Nach dem Ampel-Aus greift die vorläufige Haushaltsführung. Integrationskurse könnten ausfallen, das Afghanistan-Aufnahmeprogramm sogar komplett enden.

Wichtig für Geflüchtete und andere Zu­wan­de­re­r*­in­nen: Integrationskurse Foto: Socrates Tassos/imago

Berlin taz | Der Zusammenbruch der Ampel droht die Integrationskurse für Geflüchtete und andere Zu­wan­de­re­r*­in­nen zum Stillstand zu bringen. Weil mit dem Ende der Bundesregierung auch die Pläne für den Haushalt hinfällig sind, könnte den Trägern der Kurse das Geld abgedreht zu werden. Und auch das eigentlich gerettete Bundesaufnahmeprogramm für afghanische Men­schen­recht­le­r*in­nen ist dadurch wieder in Gefahr.

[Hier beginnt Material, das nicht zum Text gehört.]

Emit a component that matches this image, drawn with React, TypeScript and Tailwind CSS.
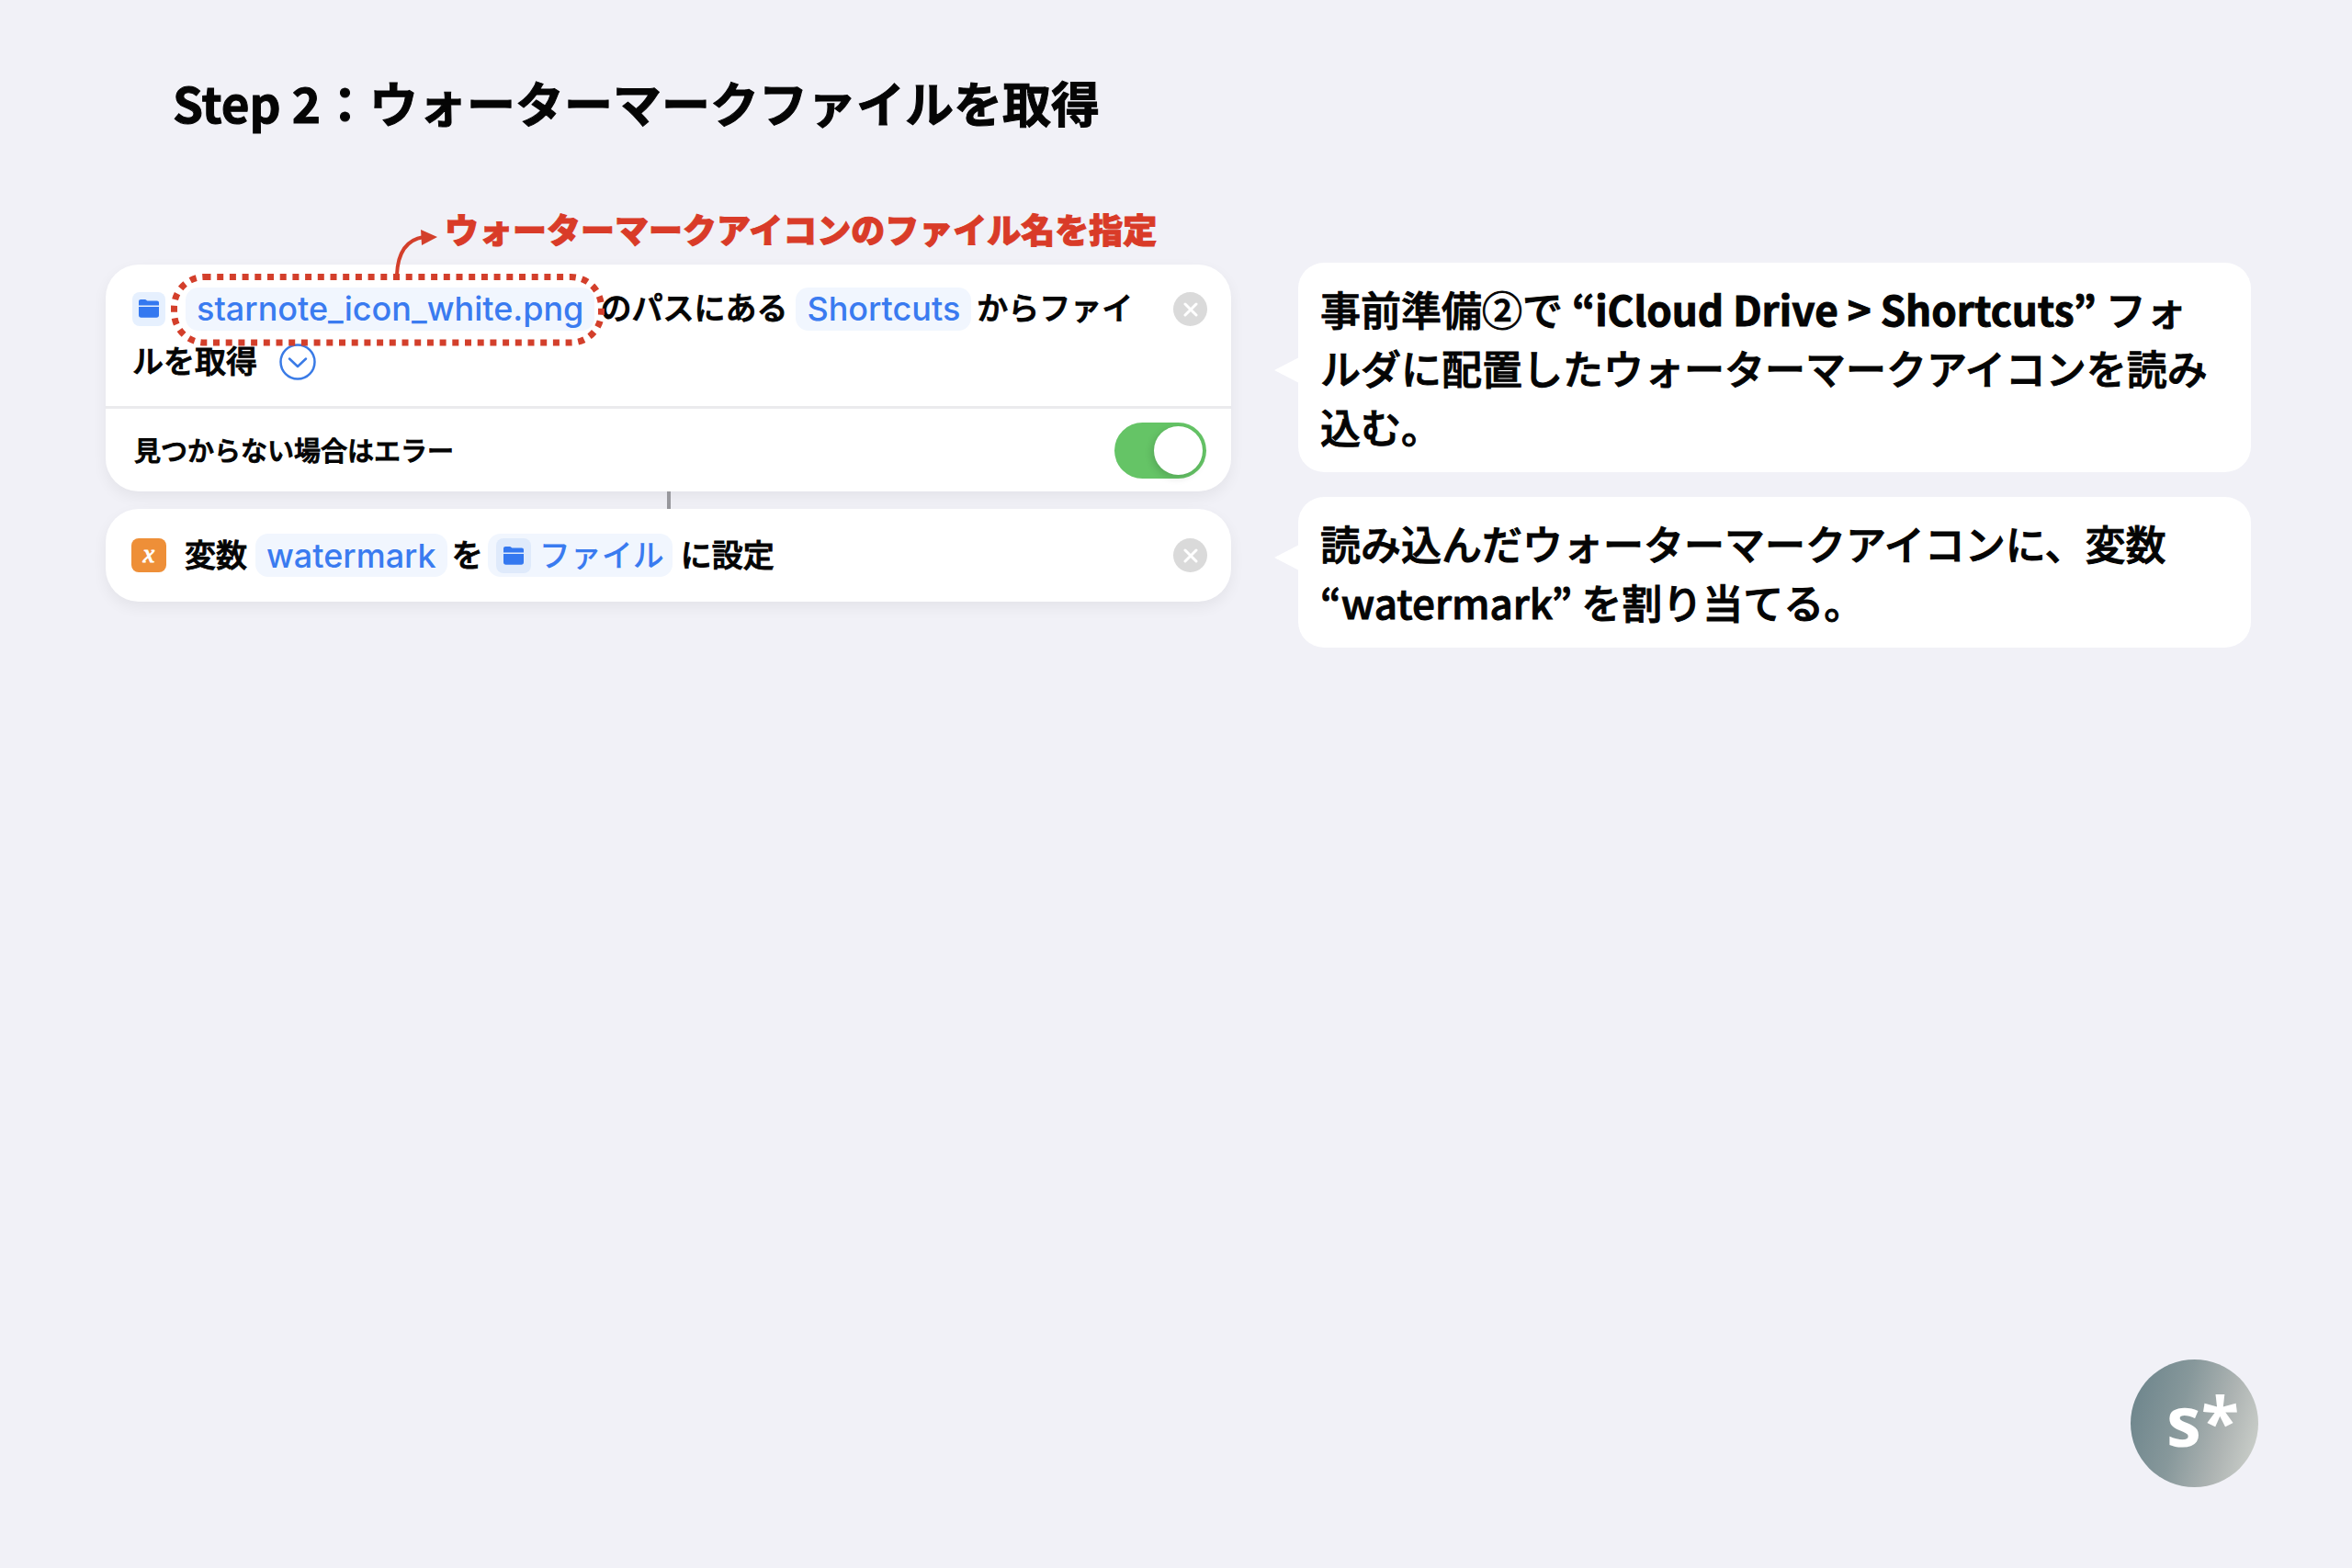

In Momenten, in denen es kein Haushaltsgesetz für das kommende Jahr gibt, greift die vorläufige Haushaltsführung. Dadurch kann der Staat seinen Aufgaben weiter nachkommen und weiter Geld ausgeben – allerdings mit deutlichen Begrenzungen. So dürfen nur bestehende Institutionen und gesetzlich beschlossene Maßnahmen finanziert werden. Außerdem dürfen noch rechtliche Verpflichtungen erfüllt werden und ohnehin laufende Projekte weiter Geld erhalten. Es bleibt also beim Status Quo.

Offen ist derzeit aber, was die Grundlage für die vorläufige Haushaltsführung für 2025 werden soll. In Frage kommen entweder der Haushalt für 2024 oder aber die Entwürfe für den Haushalt 2025, welche die Ampel noch ausarbeiten konnte, bevor sie zerbrach. Und hier wird es gefährlich für die Integrationskurse, die Zugewanderten die deutsche Sprache beibringen und Grundwissen über die deutsche Gesellschaft vermitteln sollen.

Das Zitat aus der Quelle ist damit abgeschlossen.